The time of the day when we perceive something makes a lot of difference to our perception and how we see things. You may enjoy someone playing music in the evening, but the same may be irritating at midnight.

Conditioning

Family, education, religion, society, and environment have their own roles to play in the formation of ones personality.

Up to an age, we do not have much control over the inputs received and conditioning plays a huge part in our perception.

Motivation

When we are motivated emotionally or vice versa, we tend to perceive what we want to perceive.

The truth

Unlike what we think, it is not entirely how or what we perceive that matters. It is the process that follows that makes the difference.

The mind organises the information taken in by our senses and translates it into a structure or an image, which is supposed to be meaningful. But unfortunately it is not always meaningful or even real.

What happens during the process?

The major hiccups lie in our mind. How we interpret what our senses perceive depends on our thoughts.

Most of them are stored in our subconscious as memory, which is the result of various experiences and conditioning.

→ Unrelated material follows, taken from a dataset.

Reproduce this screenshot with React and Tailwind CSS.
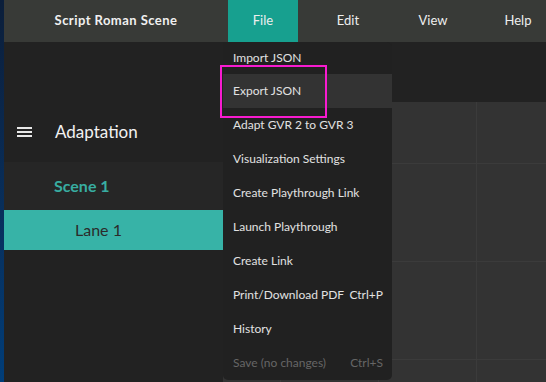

We keep adding to it every day and ever so often, filling it up. These then act as catalyst.

The danger is that our subconscious stores both what we need and what we don't.

Being but humans, we normally use emotions to translate our experiences (our own and what we see or hear) into our thoughts. And these thoughts then interpret our perceptions and give them life. One thing we have to realise is that the thoughts and images in our subconscious cannot differentiate between what is relevant and irrelevant while interpreting the perceptions. This is what creates confusions.

So certain interpretations need not be real or suitable to our perceptions. But all our responses and reactions are real, which are purely based on these interpretations.

Hence we find ourselves constantly swinging between reality (our perception), imagination (our interpretations) and reality (responses and reactions).